Closer to home, I live in a community that takes great pride in being a self-defined model of “sustainability.” Yet that sustainability is dependent upon continuous growth in tourism and second home development. Never does it seem that we have enough. Success is defined as more tourists and more new construction every year. My livelihood is tied to this economic formula just like everyone else, but I also understand that every year we’ll squeeze a little more out of the wonderful natural resources that define the North Shore and attract people to this place.

So whatever we had, even last year, isn’t coming back. You’d think this would make us all the more determined to hang on to what we’ve got. Unfortunately, doing so doesn’t align with our political and economic realities. Maybe it’s just the American way. After all, they didn’t save the bison for us. Maybe we won’t save the moose or the monarch butterfly for coming generations.

This is a gloomy way to view conservation efforts, but conservationists seem as unwilling as politicians to address the elephant in the room. This is frustrating, because all of our challenges regarding habitat loss and declines in fish and wildlife are symptoms of an expanding human population. Those challenges are certain to become more daunting in the future.

There is no easy solution to human population growth.
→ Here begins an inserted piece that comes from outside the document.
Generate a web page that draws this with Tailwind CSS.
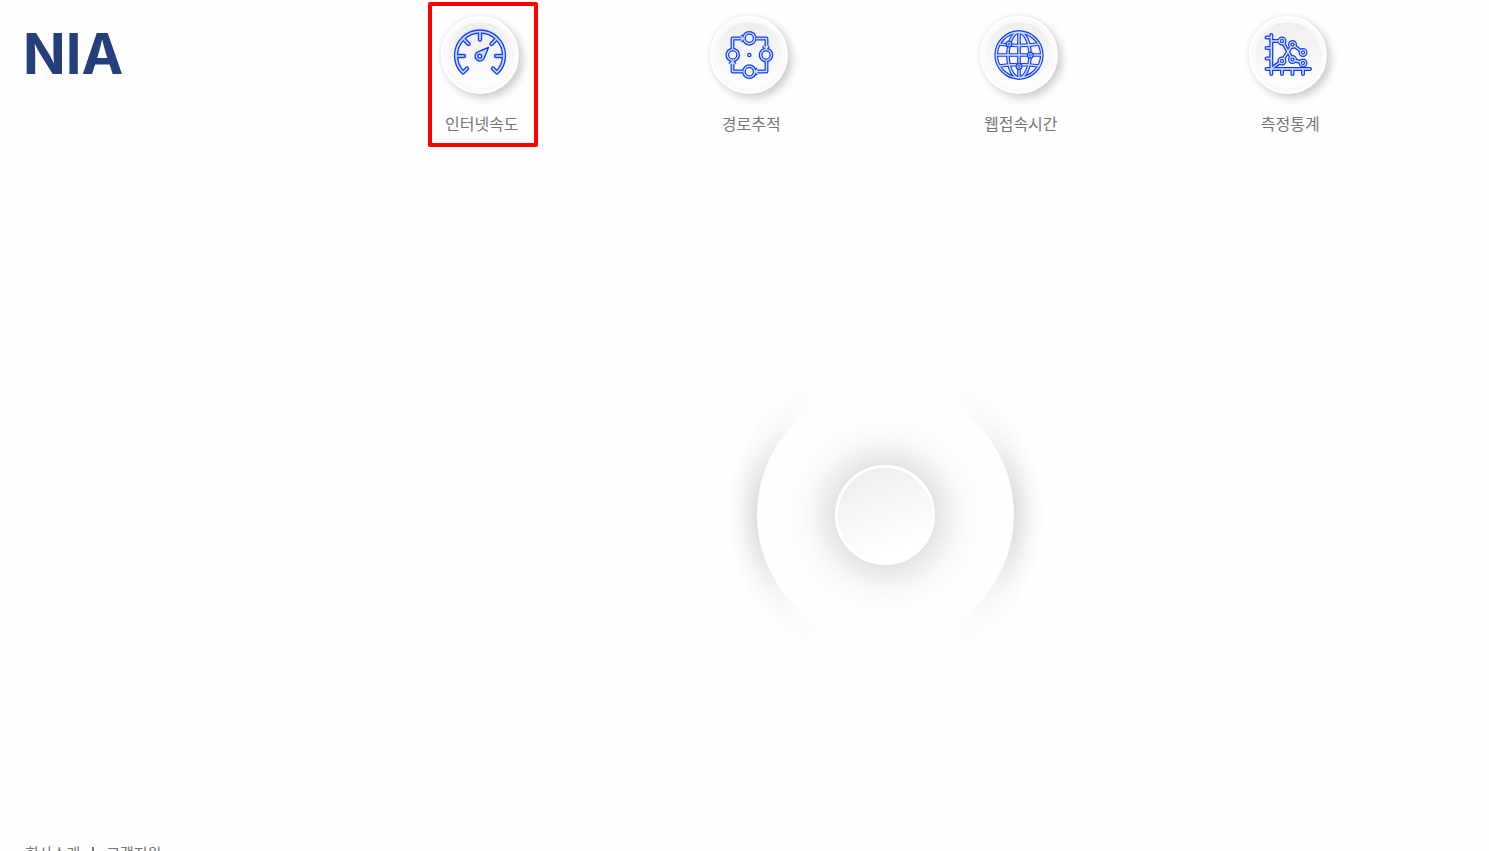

While populations are stable or even decreasing across much of the developed world, worldwide there are more of us every minute. While better education and a higher standard of living can slow population growth, bringing about such changes to the Third World won’t happen overnight.

In the back of my mind, I wonder if Nature will eventually make a correction to address the overabundance of people. Perhaps humanity will be subjected to pestilence or epic natural disaster. It may be a situation of our own making, such as a biological experiment gone awry or nuclear war. Or it may be a natural occurrence, such as a flu outbreak or the eruption of the Yellowstone caldera. Either way, it won’t be pretty. Maybe that’s why we choose to ignore the elephant in the room. It is easier to build a border wall than to fully comprehend the ultimate consequences of overpopulation.